Good solid NDP values stuff.
He had high approval numbers going into the election.
A combination of Trudeau gaining momentum, in part from a really smart commercial (go back and look at the escalator ad, as i call it), as well as his Pot and Electoral Reform promises, left the NDP down a bit, and the ABC (Anything but Conservative) vote coalescing around Justin.,
The idea that Mulcair was exceptionally centrist, or betrayed leftists is utter nonsense to me.
He promised, if elected to take the country markedly to the left and improve social fairness........ his platform had the added value of being costed and credible.
The media certainly put their thumbs on the scale a bit once Trudeau picked up steam.
At the same time, the fair knock on Mulcair is that he was a policy wonk, and a solid speaker in both languages, but that he didn't give people the warm fuzzies.
He wasn't quite a leftist version of Harper, but did give on off a certain technocratic vibe.

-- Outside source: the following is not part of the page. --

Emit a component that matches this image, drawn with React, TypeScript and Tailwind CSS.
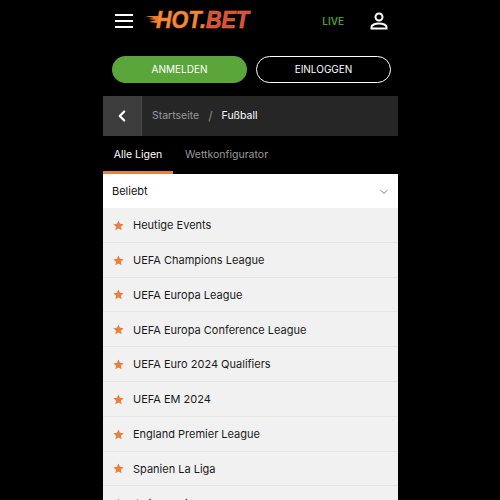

Where Justin.....well, lets be honest, many women were particularly taken by him; he was all smiles, and relatively accessible as compared with the then rather dour Mr. Harper as PM, and the attitudinal shift is one that some very much wanted.
Mulcair wasn't an idealist, he was a pragmatist with a bent for social fairness and progress.
I think he's one of the better PMs we never had.